Bloomberg reports that Saudi Arabia has contacted other oil producers to discuss possible measures to stem the decline in oil prices, prompting a recovery in both WTI and Brent this morning.
Source: Emirates NBD Research, Bloomberg
The UST yield curve moved in a tight range albeit with slight hawkish bias in the belly part of the curve, after China’s stronger than expected daily fixing of its currency eased fears about a worsening trade conflict. Yields on 2yr, 5yr, 10yr and 30yrs USTs closed at 1.59% (Unchg), 1.47% (+1bp), 1.61% (+1bps) and 1.84% (-1bp) respectively. That said, sovereign bonds across the pond had a bid bias with yield on 10 yr Gilts and Bunds falling 3bps to 0.48% and 5bps to -0.59% respectively as economic data continued to remain week, particularly out of Germany. Credit protections costs were range bound with CDS levels on US IG remaining unchanged at 60bps but those on Euro Main widening a bp to 58bps.

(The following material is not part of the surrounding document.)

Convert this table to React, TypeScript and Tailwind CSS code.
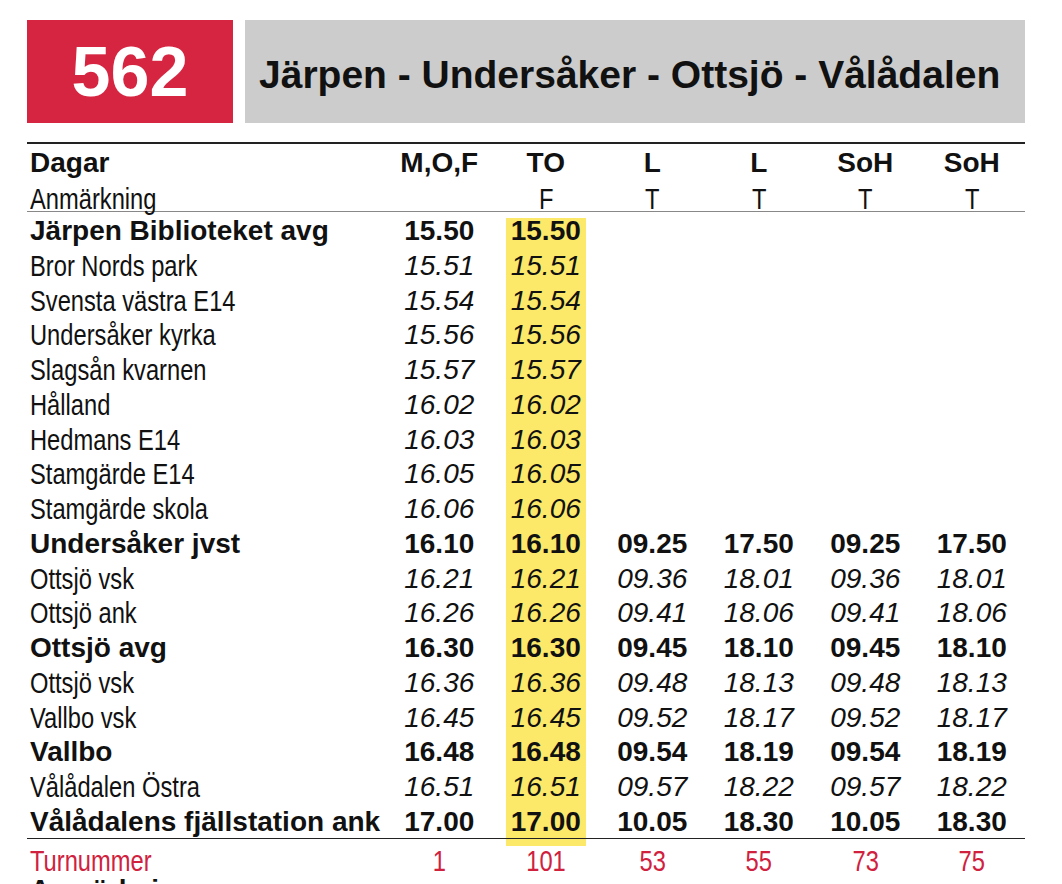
import React from "react";

type Row = { name: string; bold?: boolean; times: string[] };

const rows: Row[] = [
  { name: "Järpen Biblioteket avg", bold: true, times: ["15.50", "15.50"] },
  { name: "Bror Nords park", times: ["15.51", "15.51"] },
  { name: "Svensta västra E14", times: ["15.54", "15.54"] },
  { name: "Undersåker kyrka", times: ["15.56", "15.56"] },
  { name: "Slagsån kvarnen", times: ["15.57", "15.57"] },
  { name: "Hålland", times: ["16.02", "16.02"] },
  { name: "Hedmans E14", times: ["16.03", "16.03"] },
  { name: "Stamgärde E14", times: ["16.05", "16.05"] },
  { name: "Stamgärde skola", times: ["16.06", "16.06"] },
  { name: "Undersåker jvst", bold: true, times: ["16.10", "16.10", "09.25", "17.50", "09.25", "17.50"] },
  { name: "Ottsjö vsk", times: ["16.21", "16.21", "09.36", "18.01", "09.36", "18.01"] },
  { name: "Ottsjö ank", times: ["16.26", "16.26", "09.41", "18.06", "09.41", "18.06"] },
  { name: "Ottsjö avg", bold: true, times: ["16.30", "16.30", "09.45", "18.10", "09.45", "18.10"] },
  { name: "Ottsjö vsk", times: ["16.36", "16.36", "09.48", "18.13", "09.48", "18.13"] },
  { name: "Vallbo vsk", times: ["16.45", "16.45", "09.52", "18.17", "09.52", "18.17"] },
  { name: "Vallbo", bold: true, times: ["16.48", "16.48", "09.54", "18.19", "09.54", "18.19"] },
  { name: "Vålådalen Östra", times: ["16.51", "16.51", "09.57", "18.22", "09.57", "18.22"] },
  { name: "Vålådalens fjällstation ank", bold: true, times: ["17.00", "17.00", "10.05", "18.30", "10.05", "18.30"] },
];

const days = ["M,O,F", "TO", "L", "L", "SoH", "SoH"];
const notes = ["", "F", "T", "T", "T", "T"];
const turns = ["1", "101", "53", "55", "73", "75"];

const grid = "grid grid-cols-[359px_repeat(6,1fr)]";

// condensed face: no narrow font installed, so squeeze the regular one
function Narrow({ children, center }: { children: React.ReactNode; center?: boolean }) {
  return (
    <span
      className={`inline-block whitespace-nowrap text-[30px] scale-x-[0.79] ${center ? "origin-center" : "origin-left"}`}
    >
      {children}
    </span>
  );
}

export default function App() {
  return (
    <div className="min-h-[884px] bg-white font-['Liberation_Sans',Arial,sans-serif] text-[#111]">
      <div className="ml-[27px] w-[998px] pt-[20px]">
        {/* route header */}
        <div className="flex h-[103px] gap-[12px]">
          <div className="flex w-[206px] items-center justify-center bg-[#d52541] text-[70px] font-bold leading-none text-white">
            562
          </div>
          <div className="flex flex-1 items-center bg-[#cccccc] pl-[14px] pt-[6px] text-[39px] font-bold leading-none">
            Järpen - Undersåker - Ottsjö - Vålådalen
          </div>
        </div>

        <div className="mt-[19px] border-t-2 border-[#222]">
          <div className={`${grid} pt-[5px] text-[28px] font-bold leading-none`}>
            <div className="pl-[3px]">Dagar</div>
            {days.map((d, i) => (
              <div key={i} className="text-center">
                {d}
              </div>
            ))}
          </div>
          <div className={`${grid} h-[35px] border-b border-[#888] pt-[7px] text-[28px] leading-none`}>
            <div className="pl-[3px]">
              <Narrow>Anmärkning</Narrow>
            </div>
            {notes.map((n, i) => (
              <div key={i} className="text-center">
                <Narrow center>{n}</Narrow>
              </div>
            ))}
          </div>
        </div>

        <div>
          {rows.map((r, ri) => (
            <div key={ri} className={`${grid} h-[34.75px] text-[28px] leading-[30.75px]`}>
              <div className={`pl-[3px] pt-[4px] whitespace-nowrap ${r.bold ? "font-bold" : ""}`}>
                {r.bold ? r.name : <Narrow>{r.name}</Narrow>}
              </div>
              {Array.from({ length: 6 }).map((_, ci) => {
                const t = r.times[ci] ?? "";
                const yellow =
                  ci === 1
                    ? ri === 0
                      ? "bg-[linear-gradient(to_bottom,#fff_6px,#fce96a_6px)]"
                      : "bg-[#fce96a]"
                    : "";
                return (
                  <div key={ci} className="flex justify-center">
                    <div className={`w-[80px] pt-[4px] text-center ${yellow} ${r.bold ? "font-bold" : "italic"}`}>
                      {t}
                    </div>
                  </div>
                );
              })}
            </div>
          ))}
        </div>

        <div className={`${grid} h-[37px] border-t-[1.5px] border-[#222] text-[28px] leading-none text-[#d0213e]`}>
          <div className="pl-[3px] pt-[7px]">
            <Narrow>Turnummer</Narrow>
          </div>
          {turns.map((t, i) => (
            <div key={i} className="flex flex-col items-center">
              <div className={`h-[7px] w-[80px] shrink-0 ${i === 1 ? "bg-[#fce96a]" : ""}`} />
              <Narrow center>{t}</Narrow>
            </div>
          ))}
        </div>

        <div className="mt-[1px] pl-[3px] text-[28px] font-bold leading-none">Anmärkningar</div>
      </div>
    </div>
  );
}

Fluctuating oil prices had minimal impact on GCC bonds with credit spreads on Bloomberg Barclays GCC index remaining unchanged at 173bps, though previous day’s fall in benchmark yields translated into yield on the index falling 6bps to 3.34% yesterday.
This morning the AUD is trading firmer against the other major currencies, following a stronger than expected fixing rate for CNY. After easing investor concerns over trade and currency wars, AUDUSD is trading 0.26% higher at 0.67751. However, the price still remains below the 23.6% one-year Fibonacci retracement, 0.6860, and as a result the medium term outlook remains fragile for the cross.
Global equities had a bit of relief rally amid signs of easing currency war fears. S&P 500 rose 0.08%, FTSE was up by 0.38% and Euro Stoxx closed in the green by 0.56%. Stocks in Asia are also in the positive territory this morning. China’s Shanghai Composite rose from the lowest level since February , Nikkei is up 0.57% and Hang Seng is trailing at +0.67% now.
Regional GCC equities followed suite with their global counter parts with most markets closing up yesterday. Dubai index climbed 1.2%, followed by 1.06% gain in the Tadawul and 0.93% gain in Muscat SM30. Abu Dhabi index was also up by 0.74% though Bahrain remained subdued, closing marginally down by 0.06%.
Oil prices pitched lower again thanks to an unexpected build in US crude inventories and the market taking only tentative risk positions in the wake of US-China trade tension. Brent futures fell 4.6% to close at USD 56.23/b and WTI collapsed 4.7% to finish trading just above USD 51/b. Both benchmarks are in bear markets with Brent down almost 23% from its peak of USD 74.57/b this year and WTI down almost 21% from its peak level.
OPEC commentary has helped to support markets somewhat this morning although we are skeptical how effective cutting production or exports even more would be in turning around attitudes toward crude in the current market. Cutting production or exports at this stage may see prices in Brent rebound back up to USD 60/b but not catalyse much more upside beyond those levels.
US crude stocks rose by 2.4m bbl last week along with healthy builds across much of the rest of the barrel. Total inventories of crude and products rose 10.4m bbl last week, helping to keep inventories well above their five-year average. Production rose to 12.3m b/d, up 1.5m b/d on year ago levels.
Gold prices closed above USD 1,500/troy oz for the first time since 2013 thanks to a 1.8% gain. Gold’s escape velocity from the atmosphere of risk hitting financial markets helped to drag silver higher (up almost 4%) as gold’s sister metal operates with a higher beta while platinum closed up 1.7% and palladium fell back 1.5%. Should trade war fears directly hit movements in vehicles shipments, platinum group metals could be at risk of a sharp move downward.